8:34 pm, September 21, 2014
Japan-Made Early-Warning Aircraft
The Yomiuri ShimbunThe Defense Ministry is set to start research aimed at domestically manufacturing early-warning aircraft for the first time, with the aim of increasing surveillance on possible incursions into the nation’s territorial airspace, according to ministry sources.
The move is part of an effort to boost the ministry’s preparedness to deal with the increasingly severe security environment in areas surrounding this nation, largely due to China’s increasing military spending in recent years.
The ministry will seek to build the country’s first domestically produced early-warning plane by the mid-2020s, hoping to see it replace the aging U.S.-made aircraft model currently used by the Air Self-Defense Force for similar purposes, the sources said.
Airborne early-warning (AEW) aircraft are outfitted with radar equipment on top of the fuselage, allowing them to monitor distant and low-elevation areas outside the range of stationary ground radar.
When aircraft that could invade Japanese airspace are spotted, fighters from the Air Self-Defense Force are scrambled.
The ASDF currently has 13 U.S.-made E-2C early-warning planes, which perform observation and surveillance together with E-767 airborne warning and control system (AWACS) aircraft that also have command capabilities.
The E-2C planes have been in use for some time. Finding a successor aircraft is urgently required.
In addition to the U.S.-made successor to the E-2C, the ministry hopes to introduce a domestically made AEW aircraft and plans to request ¥80 million in the budget for next fiscal year to study the matter, the sources said.
The ministry is planning to cooperate with private-sector companies to make a prototype aircraft next fiscal year, the sources said.
The ministry plans to base the fuselage on the P-1, a state-of-the-art antisubmarine patrol aircraft it developed, the sources said. This would be outfitted with radar that employs domestic technology such as that used in stationary ground radar.
But ¥252.8 billion has already been spent over 12 years to develop the P-1, so additional domestic development could present problems in terms of cost.
With Chinese and Russian armed forces expanding their activities, ASDF fighters were scrambled more than 800 times last fiscal year for the first time since the Cold War ended in 1989.
In November last year, China unilaterally declared an air defense identification zone over the East China Sea.
Then in May and June, Chinese fighters flew unusually close to SDF aircraft several times over the East China Sea, and a Chinese fighter drew close to a U.S. military plane over the South China Sea in August.
The ministry sees incidents such as these as having increased the importance of AEW aircraft.

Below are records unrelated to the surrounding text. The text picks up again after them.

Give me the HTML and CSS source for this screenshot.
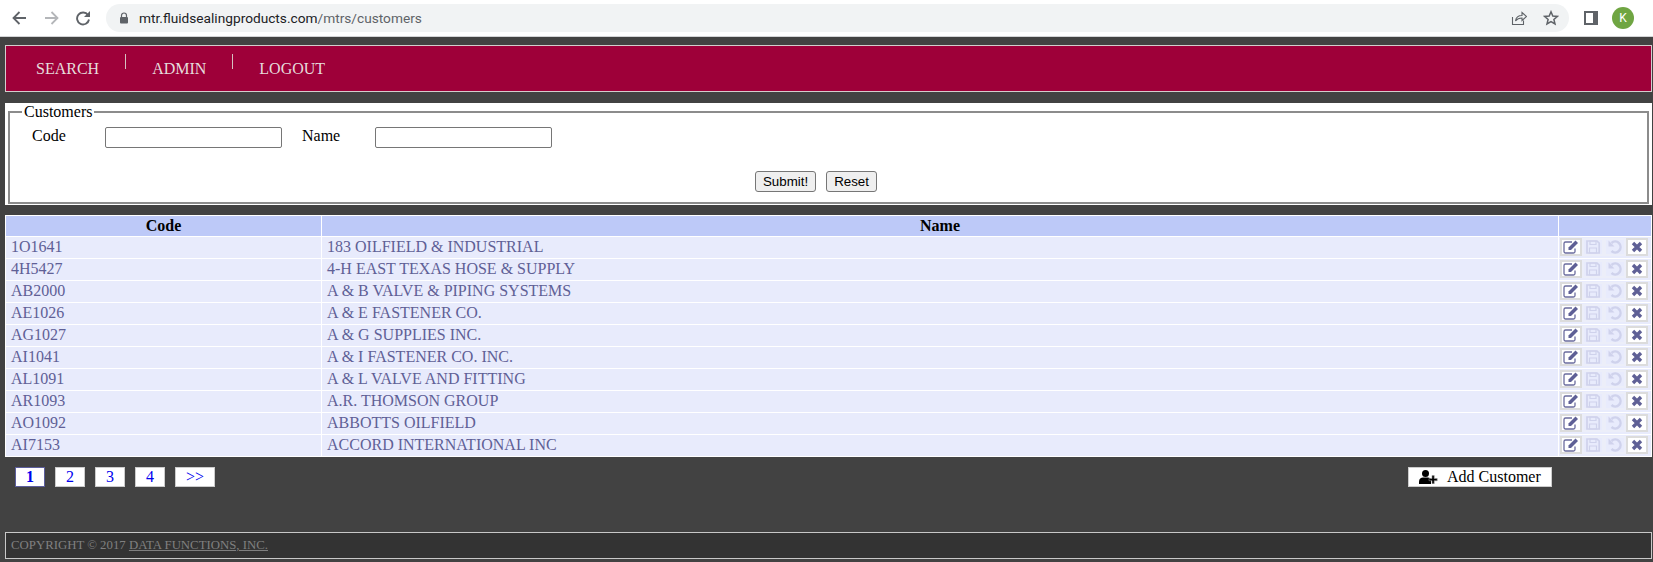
FILE: index.html
```html
<!DOCTYPE html>
<html lang="en">

<head>
    <title>Customers</title>
    <link rel="stylesheet" href="styles.css">
</head>

<body>
    <div class="chrome">
        <svg class="nav-icon" viewBox="0 0 16 16"><path d="M15 8H2.500M8.500 2 2.500 8l6 6" fill="none" stroke="#5f6368" stroke-width="1.800"/></svg>
        <svg class="nav-icon" viewBox="0 0 16 16"><path d="M2 8h12.500M8.500 2l6 6-6 6" fill="none" stroke="#b4b6b9" stroke-width="1.800"/></svg>
        <svg class="nav-icon" viewBox="0 0 16 16"><path d="M13 5A6 6 0 1 0 14 9.500" fill="none" stroke="#5f6368" stroke-width="1.900"/><path d="M15 1v6H9z" fill="#5f6368"/></svg>
        <div class="omnibox">
            <svg class="lock" viewBox="0 0 10 12"><path d="M2.500 5V3.500a2.500 2.500 0 0 1 5 0V5" fill="none" stroke="#5f6368" stroke-width="1.200"/><rect x="1" y="5" width="8" height="6.500" rx="1" fill="#5f6368"/></svg>
            <span class="url">mtr.fluidsealingproducts.com<span class="url-path">/mtrs/customers</span></span>
            <span class="omni-icons">
                <svg viewBox="0 0 16 16"><path d="M1.500 7v7.500h11v-4M4.500 11c.5-3.500 3-5.500 6.500-5.500V2.500l4.500 4-4.500 4V8C8 8 6 9 4.500 11z" fill="none" stroke="#5f6368" stroke-width="1.100"/></svg>
                <svg viewBox="0 0 16 16"><path d="M8 1.800 9.800 6l4.600.4-3.500 3 1.100 4.500L8 11.500l-4 2.400 1.100-4.500-3.500-3L6.200 6z" fill="none" stroke="#5f6368" stroke-width="1.500"/></svg>
            </span>
        </div>
        <div class="panel-icon"></div>
        <div class="avatar">K</div>
    </div>

    <div class="page">
        <div class="menu">
            <a class="menu-item">SEARCH</a>
            <span class="menu-sep"></span>
            <a class="menu-item">ADMIN</a>
            <span class="menu-sep"></span>
            <a class="menu-item">LOGOUT</a>
        </div>

        <div class="search">
            <fieldset>
                <legend>Customers</legend>
                <div class="search-row">
                    <label class="search-label">Code</label>
                    <input type="text" class="search-input">
                    <label class="search-label name-label">Name</label>
                    <input type="text" class="search-input">
                </div>
                <div class="search-buttons">
                    <button type="button">Submit!</button>
                    <button type="button">Reset</button>
                </div>
            </fieldset>
        </div>

        <table class="customers">
            <thead>
                <tr><th class="col-code">Code</th><th>Name</th><th class="col-actions"></th></tr>
            </thead>
            <tbody id="rows"></tbody>
        </table>

        <div class="below">
            <div class="pager">
                <a class="page-link current">1</a>
                <a class="page-link">2</a>
                <a class="page-link">3</a>
                <a class="page-link">4</a>
                <a class="page-link wide">&gt;&gt;</a>
            </div>
            <a class="add-customer">
                <svg viewBox="0 0 19 14"><circle cx="6.500" cy="3.500" r="3.500" fill="#000"/><path d="M0 14v-2.500C0 9 2 7.500 4 7.500h5c1.500 0 2.500.8 3 2V14z" fill="#000"/><path d="M13 5.500v3h-3v2.200h3v3h2.200v-3h3V8.500h-3v-3z" fill="#000" stroke="#999" stroke-width=".6"/></svg>
                Add Customer
            </a>
        </div>

        <div class="footer">COPYRIGHT &copy; 2017 <a class="footer-link">DATA FUNCTIONS, INC.</a></div>
    </div>

    <script src="rows.js"></script>
</body>

</html>
```

FILE: styles.css
```css
* {
    box-sizing: border-box;
}

html,
body {
    margin: 0;
    height: 100%;
}

body {
    font-family: "Liberation Serif", serif;
    font-size: 16px;
    background-color: #424242;
    overflow: hidden;
}

.chrome {
    height: 37px;
    background-color: #fff;
    border-bottom: 1px solid #d3d4d6;
    display: flex;
    align-items: center;
    padding: 0 19px 1px 11px;
}

.nav-icon {
    width: 16px;
    height: 16px;
    margin-right: 16px;
}

.omnibox {
    flex: 1;
    height: 28px;
    margin-left: -1px;
    background-color: #f1f3f4;
    border-radius: 14px;
    display: flex;
    align-items: center;
    padding-left: 13px;
}

.lock {
    width: 10px;
    height: 12px;
}

.url {
    margin-left: 10px;
    font-family: Roboto, sans-serif;
    font-size: 13.7px;
    color: #202124;
}

.url-path {
    color: #5f6368;
}

.omni-icons {
    margin-left: auto;
    display: flex;
    gap: 8px;
    padding-right: 10px;
}

.omni-icons svg {
    width: 16px;
    height: 16px;
    margin-left: 8px;
}

.panel-icon {
    width: 14px;
    height: 14px;
    margin-left: 15px;
    border: 2px solid #5f6368;
    border-right-width: 5px;
    background-color: #fff;
}

.avatar {
    width: 22px;
    height: 22px;
    margin-left: 14px;
    border-radius: 50%;
    background-color: #6fa542;
    color: #fff;
    font-family: Roboto, sans-serif;
    font-size: 12px;
    text-align: center;
    line-height: 22px;
}

.page {
    padding: 8px 1px 0 5px;
}

.menu {
    height: 47px;
    background-color: #9e0039;
    border: 1px solid #d4cdcd;
    display: flex;
    padding-left: 4px;
}

.menu-item {
    color: #e6dcdc;
    line-height: 18px;
    padding: 14px 26px 0;
}

.menu-sep {
    width: 1px;
    height: 15px;
    margin-top: 8px;
    background-color: #d6c0c0;
}

.search {
    margin-top: 11px;
    height: 102px;
    background-color: #fff;
    padding: 0 3px 1px;
}

.search fieldset {
    height: 100%;
    margin: 0;
    padding: 0 0 0 22px;
    border: 2px solid #8c8c8c;
}

.search legend {
    margin-left: -10px;
}

.search-row {
    display: flex;
    align-items: flex-start;
    margin-top: 6px;
}

.search-input {
    width: 177px;
    height: 21px;
    border: 1px solid #767676;
    border-radius: 2px;
    background-color: #fff;
    padding: 1px 2px;
}

.search-label {
    width: 73px;
    line-height: 18px;
}

.name-label {
    margin-left: 20px;
}

.search-buttons {
    margin-top: 23px;
    display: flex;
    justify-content: center;
    gap: 10px;
    padding-right: 47px;
}

.search-buttons button {
    font-family: "Liberation Sans", sans-serif;
    font-size: 13.333px;
    height: 21px;
    padding: 1px 7px;
    border: 1px solid #767676;
    border-radius: 3px;
    background-color: #efefef;
    color: #000;
}

.customers {
    margin-top: 10px;
    width: 100%;
    table-layout: fixed;
    border-collapse: collapse;
    background-color: #e8ebfc;
    color: #5f6096;
}

.customers th {
    height: 21px;
    background-color: #bdc9f8;
    color: #000;
    border: 1px solid #fff;
    padding: 0;
}

.customers td {
    height: 22px;
    border: 1px solid #fff;
    padding: 0 5px 1px;
    white-space: nowrap;
}

.col-code {
    width: 316px;
}

.col-actions {
    width: 93px;
}

.customers td.actions {
    padding: 0 0 1px 1px;
}

.action-icons {
    display: flex;
}

.action {
    width: 22px;
    height: 18px;
    display: flex;
    align-items: center;
    justify-content: center;
    border: 2px solid #dcdcdc;
    background-color: #fff;
}

.action.off {
    border-color: #eceef9;
    background-color: #e8ebfc;
}

.action svg {
    width: 16px;
    height: 14px;
    flex: none;
}

.below {
    display: flex;
    justify-content: space-between;
    margin-top: 10px;
    padding: 0 100px 0 10px;
}

.pager {
    display: flex;
    gap: 10px;
}

.page-link {
    width: 30px;
    height: 20px;
    line-height: 18px;
    text-align: center;
    color: #00e;
    background-color: #fff;
    border: 1px solid #ccc;
}

.page-link.current {
    border-color: #5c5e9c;
    font-weight: bold;
}

.page-link.wide {
    width: 40px;
}

.add-customer {
    width: 144px;
    height: 20px;
    line-height: 18px;
    background-color: #fff;
    border: 1px solid #ccc;
    color: #000;
    display: flex;
    align-items: center;
    padding-left: 10px;
}

.add-customer svg {
    width: 19px;
    height: 14px;
    margin-right: 9px;
}

.footer {
    margin-top: 45px;
    height: 27px;
    border: 1px solid #c8c8c8;
    background-color: #333;
    color: #808080;
    font-size: 12.8px;
    line-height: 25px;
    padding-left: 5px;
}

.footer-link {
    text-decoration: underline;
}
```

FILE: rows.js
```js
var customers = [
    ["1O1641", "183 OILFIELD & INDUSTRIAL"],
    ["4H5427", "4-H EAST TEXAS HOSE & SUPPLY"],
    ["AB2000", "A & B VALVE & PIPING SYSTEMS"],
    ["AE1026", "A & E FASTENER CO."],
    ["AG1027", "A & G SUPPLIES INC."],
    ["AI1041", "A & I FASTENER CO. INC."],
    ["AL1091", "A & L VALVE AND FITTING"],
    ["AR1093", "A.R. THOMSON GROUP"],
    ["AO1092", "ABBOTTS OILFIELD"],
    ["AI7153", "ACCORD INTERNATIONAL INC"]
];

var editIcon = '<svg viewBox="0 0 16 14"><path d="M12 8.500v3a1.500 1.500 0 0 1-1.500 1.500h-8A1.500 1.500 0 0 1 1 11.500v-8A1.500 1.500 0 0 1 2.500 2H9" fill="none" stroke="#6b6c9e" stroke-width="1.300"/><path d="M5.500 7.500 12.500.5 15 3l-7 7H5.500z" fill="#5f6096"/></svg>';
var saveIcon = '<svg viewBox="0 0 16 14"><path d="M2 1h10l2.200 2.200V13H2z" fill="none" stroke="#cfd2ec" stroke-width="1.700"/><path d="M5 1h6v3.500H5zM4.500 8h7v5h-7z" fill="none" stroke="#cfd2ec" stroke-width="1.200"/></svg>';
var undoIcon = '<svg viewBox="0 0 16 14"><path d="M4.500 3A5.400 5.400 0 1 1 4.500 11" fill="none" stroke="#cfd2ec" stroke-width="2.500"/><path d="M1.500 .5V6.500H7.500z" fill="#cfd2ec"/></svg>';
var deleteIcon = '<svg viewBox="0 0 16 14"><path d="M4 3l8 8M12 3l-8 8" stroke="#5f6096" stroke-width="3.400"/></svg>';

var html = "";
for (var i = 0; i < customers.length; i++) {
    html += "<tr><td>" + customers[i][0].replace(/&/g, "&amp;") + "</td><td>" + customers[i][1].replace(/&/g, "&amp;") + "</td>";
    html += '<td class="actions"><div class="action-icons">';
    html += '<span class="action">' + editIcon + "</span>";
    html += '<span class="action off">' + saveIcon + "</span>";
    html += '<span class="action off">' + undoIcon + "</span>";
    html += '<span class="action">' + deleteIcon + "</span>";
    html += "</div></td></tr>";
}
document.getElementById("rows").innerHTML = html;
```
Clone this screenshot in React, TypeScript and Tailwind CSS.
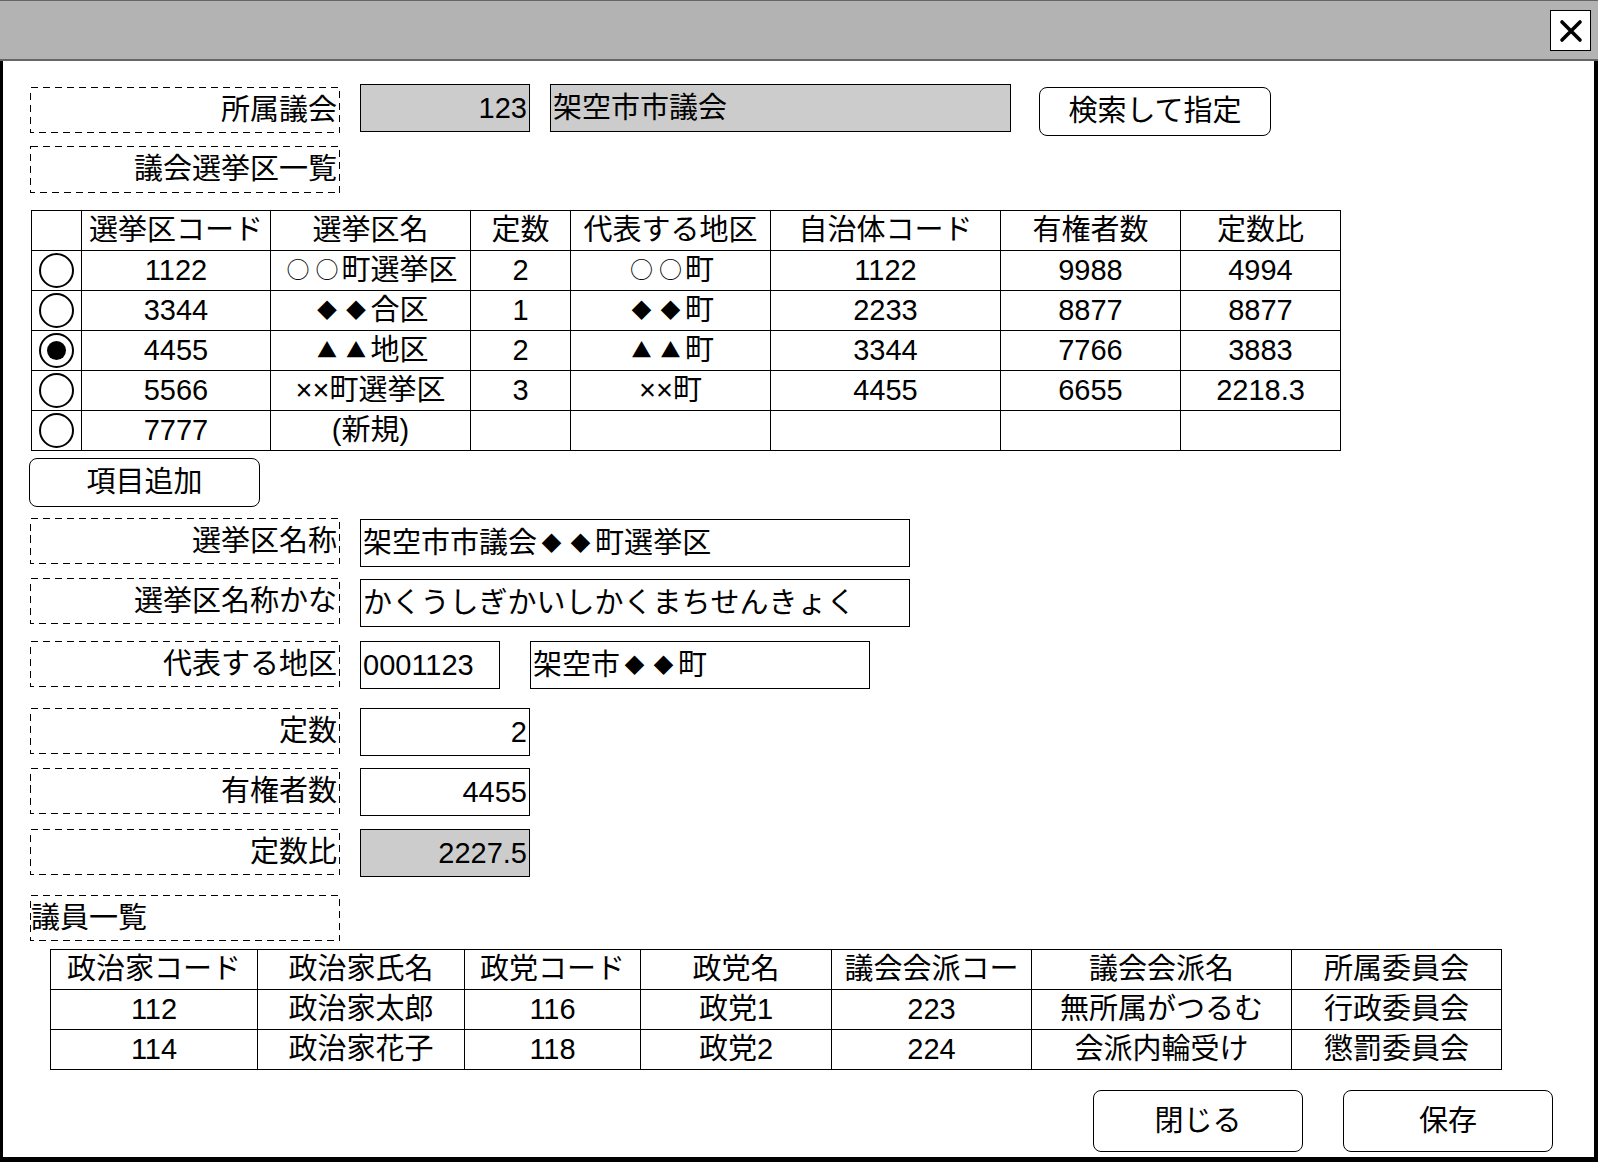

One of the government’s goals in creating a made-in-Japan early-warning aircraft is to develop domestically as much the cutting-edge technology necessary as possible for national defense.
Realizing a domestic AEW aircraft, with the advanced radar technology such planes require, would allow the Self-Defense Forces to make necessary improvements and modifications more flexibly without having to go overseas for them.